TASK TO CARRY OUT
Scan the data below for the string "full". Show every line where it turns up.

DATASET EXCERPT
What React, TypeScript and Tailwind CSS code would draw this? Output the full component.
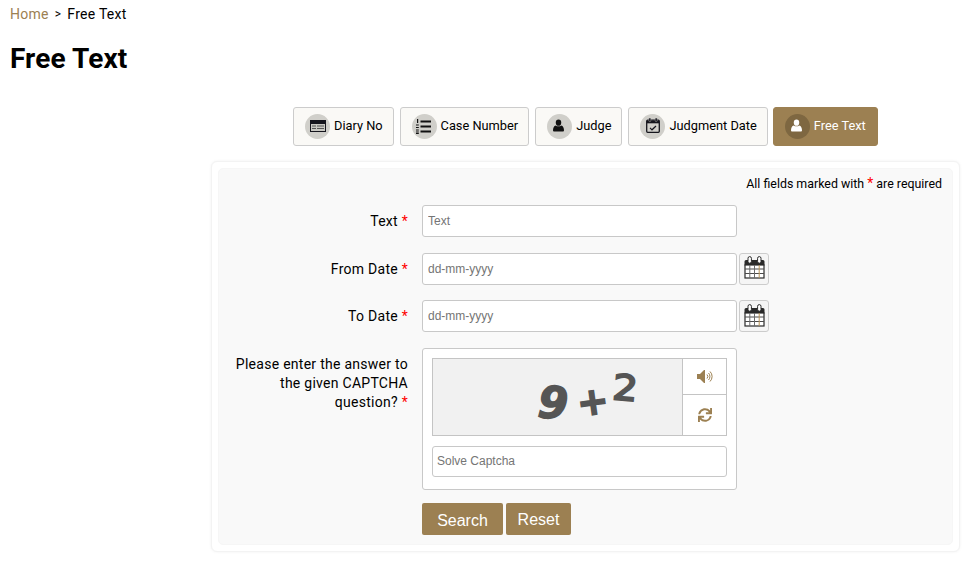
import { FaSync } from "react-icons/fa";
import type { ReactNode } from "react";

const BROWN = "#9c8052";

function DiaryIcon() {
  return (
    <svg className="relative top-[-1px]" width="16" height="12" viewBox="0 0 16 12">
      <rect x="0.5" y="0.5" width="15" height="11" fill="#c9c8c2" stroke="#15151d" />
      <rect x="1" y="1" width="14" height="3" fill="#15151d" />
      <rect x="2" y="5.5" width="4" height="1" fill="#555" />
      <rect x="7" y="5.5" width="7" height="1" fill="#555" />
      <rect x="2" y="8" width="4" height="1" fill="#555" />
      <rect x="7" y="8" width="7" height="1" fill="#555" />
    </svg>
  );
}

function ListIcon() {
  return (
    <svg className="relative left-[-1px]" width="15" height="15" viewBox="0 0 15 15" fill="#111">
      <rect x="4.5" y="1.5" width="10.5" height="2" />
      <rect x="4.5" y="6.5" width="10.5" height="2" />
      <rect x="4.5" y="11.5" width="10.5" height="2" />
      <rect x="1" y="0" width="1.2" height="4" />
      <rect x="0" y="5.5" width="2.8" height="1" />
      <rect x="0" y="8" width="2.8" height="1" />
      <rect x="0" y="10.5" width="2.8" height="1" />
      <rect x="0" y="12.5" width="2.8" height="1" />
      <rect x="0" y="14" width="2.8" height="1" />
    </svg>
  );
}

function UserIcon({ color = "#111" }: { color?: string }) {
  return (
    <svg className="relative left-[-1px] top-[-1px]" width="11" height="13" viewBox="0 0 12 13" fill={color}>
      <ellipse cx="6" cy="3.4" rx="3" ry="3.4" />
      <path d="M1 13c-.6 0-1-.4-1-1 0-3 1-5.2 3-5.6.8.7 1.8 1 3 1s2.2-.3 3-1c2 .4 3 2.6 3 5.6 0 .6-.4 1-1 1z" />
    </svg>
  );
}

function CheckCalIcon() {
  return (
    <svg className="relative top-[-1px]" width="14" height="15" viewBox="0 0 14 15" fill="none">
      <rect x="0.7" y="2.2" width="12.6" height="12.1" rx="1" stroke="#15151d" strokeWidth="1.3" />
      <rect x="1" y="2.5" width="12" height="2.8" fill="#15151d" />
      <rect x="2.8" y="0" width="2" height="3.6" rx="0.8" fill="#15151d" stroke="#d0cfca" strokeWidth="0.4" />
      <rect x="9.2" y="0" width="2" height="3.6" rx="0.8" fill="#15151d" stroke="#d0cfca" strokeWidth="0.4" />
      <path d="M4 9.8l2 2 4-3.8" stroke="#15151d" strokeWidth="1.2" />
    </svg>
  );
}

function CalendarIcon() {
  return (
    <svg className="relative top-[-1px]" width="21" height="23" viewBox="0 0 21 23">
      <path d="M0.5 5.5a1.5 1.5 0 0 1 1.5-1.5h17a1.5 1.5 0 0 1 1.5 1.5V9.5H.5z" fill="#2a2a2a" />
      <rect x="1" y="9" width="19" height="13" fill="#fff" stroke="#2a2a2a" strokeWidth="1.2" />
      <path d="M1 13h19M1 17.5h19" stroke="#4a4a4a" strokeWidth="1" />
      <path d="M5.8 9v13M10.5 9v13" stroke="#6a6a6a" strokeWidth="1" />
      <path d="M15.2 9v13" stroke="#b9945a" strokeWidth="1" />
      <rect x="4" y="0.6" width="3.4" height="6.6" rx="1.7" fill="#fff" stroke="#2a2a2a" />
      <rect x="13.6" y="0.6" width="3.4" height="6.6" rx="1.7" fill="#fff" stroke="#2a2a2a" />
    </svg>
  );
}

function SpeakerIcon() {
  return (
    <svg width="16" height="13" viewBox="0 0 16 13" fill="none">
      <path d="M0 4h3l4-4h1v13H7L3 9H0z" fill={BROWN} />
      <path d="M10 4.5a3 3 0 0 1 0 4" stroke={BROWN} strokeWidth="1" />
      <path d="M11.5 3a5 5 0 0 1 0 7" stroke={BROWN} strokeWidth="1" />
      <path d="M13 1.5a7 7 0 0 1 0 10" stroke={BROWN} strokeWidth="1" />
    </svg>
  );
}

function Tab({ icon, label, active }: { icon: ReactNode; label: string; active?: boolean }) {
  return (
    <div
      className={
        active
          ? "-ml-[1px] flex h-[39px] items-center gap-[4px] rounded-[3px] border border-[#9c8052] bg-[#9c8052] pl-[11px] pr-[11px] text-white"
          : "flex h-[39px] items-center gap-[4px] rounded-[3px] border border-[#cccccc] bg-[#faf9f6] pl-[11px] pr-[10px] text-black"
      }
    >
      <span
        className={
          active
            ? "flex h-[25px] w-[25px] items-center justify-center rounded-full bg-[#7e6741]"
            : "flex h-[25px] w-[25px] items-center justify-center rounded-full bg-[#d0cfca]"
        }
      >
        {icon}
      </span>
      <span className="relative top-[-1px] text-[12.8px]">{label}</span>
    </div>
  );
}

function Label({ children }: { children: ReactNode }) {
  return (
    <div className="w-[189px] pt-[1px] text-right text-[14px] leading-[19px] tracking-[0.27px] text-black">
      {children} <span className="text-[#ff0000]">*</span>
    </div>
  );
}

function TextInput({ placeholder }: { placeholder: string }) {
  return (
    <input
      placeholder={placeholder}
      className="h-[32px] w-[315px] rounded-[3px] border border-[#c8c8c8] bg-white px-[5px] font-['Liberation_Sans',sans-serif] text-[12px] placeholder:text-[#757575]"
    />
  );
}

function DateRow({ label }: { label: string }) {
  return (
    <div className="flex items-center gap-[14px]">
      <Label>{label}</Label>
      <div className="flex items-center gap-[2px]">
        <TextInput placeholder="dd-mm-yyyy" />
        <div className="flex h-[32px] w-[30px] items-center justify-center rounded-[3px] border border-[#cccccc] bg-[#f5f5f5]">
          <CalendarIcon />
        </div>
      </div>
    </div>
  );
}

export default function App() {
  return (
    <div className="h-[567px] w-[974px] overflow-hidden bg-white font-['Roboto',sans-serif]">
      <div className="flex items-center gap-[6px] pl-[10px] pt-[5px] text-[14px] leading-[19px] tracking-[0.27px]">
        <span className="text-[#9c8052]">Home</span>
        <span className="text-[12px] text-black">&gt;</span>
        <span className="text-black">Free Text</span>
      </div>
      <h1 className="mt-[16px] pl-[10px] text-[28px] font-bold leading-[38px] tracking-[0.1px] text-black">Free Text</h1>

      <div className="mt-[29px] flex gap-[6px] pl-[293px]">
        <Tab icon={<DiaryIcon />} label="Diary No" />
        <Tab icon={<ListIcon />} label="Case Number" />
        <Tab icon={<UserIcon />} label="Judge" />
        <Tab icon={<CheckCalIcon />} label="Judgment Date" />
        <Tab icon={<UserIcon color="#ffffff" />} label="Free Text" active />
      </div>

      <div className="ml-[211px] mt-[15px] h-[391px] w-[749px] rounded-[6px] border border-[#f3f3f3] bg-white p-[6px] shadow-[0_0_3px_rgba(0,0,0,0.06)]">
        <div className="h-[377px] rounded-[5px] border border-[#f6f6f6] bg-[#f9f9f9]">
          <div className="h-[23px] pr-[10px] pt-[7px] text-right text-[12.4px] leading-[16px] text-black">
            All fields marked with <span className="text-[14px] leading-[0] text-[#ff0000]">*</span> are required
          </div>

          <div className="mt-[13px] flex flex-col gap-[15.5px]">
            <div className="flex items-center gap-[14px]">
              <Label>Text</Label>
              <TextInput placeholder="Text" />
            </div>
            <DateRow label="From Date" />
            <DateRow label="To Date" />

            <div className="flex items-start gap-[14px]">
              <div className="pt-[6px]">
                <Label>
                  Please enter the answer to
                  <br />
                  the given CAPTCHA
                  <br />
                  question?
                </Label>
              </div>
              <div className="h-[142px] w-[315px] rounded-[3px] border border-[#c8c8c8] bg-white px-[9px] pt-[9px]">
                <div className="flex h-[78px]">
                  <div className="h-[78px] w-[251px] border border-[#c4c4c4] bg-[#f1f1f1]">
                    <svg width="249" height="76" viewBox="0 0 249 76">
                      <text
                        x="105"
                        y="59"
                        fill="#555"
                        stroke="#555"
                        strokeWidth="1.5"
                        fontFamily="DejaVu Sans, sans-serif"
                        fontWeight="700"
                        fontStyle="italic"
                        fontSize="44"
                        textLength="30"
                        lengthAdjust="spacingAndGlyphs"
                        transform="rotate(4 118 45)"
                      >
                        9
                      </text>
                      <text x="144" y="56" fill="#555" stroke="#555" strokeWidth="1.5" fontFamily="DejaVu Sans, sans-serif" fontWeight="700" fontSize="38" transform="rotate(-8 157 45)">
                        +
                      </text>
                      <text
                        x="180"
                        y="41"
                        fill="#555"
                        stroke="#555"
                        strokeWidth="2"
                        fontFamily="DejaVu Sans, sans-serif"
                        fontWeight="400"
                        fontSize="35"
                        textLength="25"
                        lengthAdjust="spacingAndGlyphs"
                        transform="rotate(5 192 25)"
                      >
                        2
                      </text>
                    </svg>
                  </div>
                  <div className="flex w-[44px] flex-col border-y border-r border-[#c4c4c4]">
                    <div className="flex h-[36px] items-center justify-center border-b border-[#c4c4c4]">
                      <SpeakerIcon />
                    </div>
                    <div className="flex flex-1 items-center justify-center">
                      <FaSync size={14} color={BROWN} />
                    </div>
                  </div>
                </div>
                <input
                  placeholder="Solve Captcha"
                  className="mt-[10px] h-[31px] w-[295px] rounded-[3px] border border-[#c8c8c8] bg-white px-[4px] font-['Liberation_Sans',sans-serif] text-[12px] placeholder:text-[#757575]"
                />
              </div>
            </div>
          </div>

          <div className="ml-[203px] mt-[13px] flex gap-[3px] font-['Liberation_Sans',sans-serif] text-[16px] text-white">
            <button className="h-[32px] w-[81px] rounded-[2px] bg-[#9c8052] pt-[5px]">Search</button>
            <button className="h-[32px] w-[65px] rounded-[2px] bg-[#9c8052] pt-[2px]">Reset</button>
          </div>
        </div>
      </div>
    </div>
  );
}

EXERCISE OUTPUT
What React, TypeScript and Tailwind CSS code would draw this? Output the full component.
            ? "flex h-[25px] w-[25px] items-center justify-center rounded-full bg-[#7e6741]"
            : "flex h-[25px] w-[25px] items-center justify-center rounded-full bg-[#d0cfca]"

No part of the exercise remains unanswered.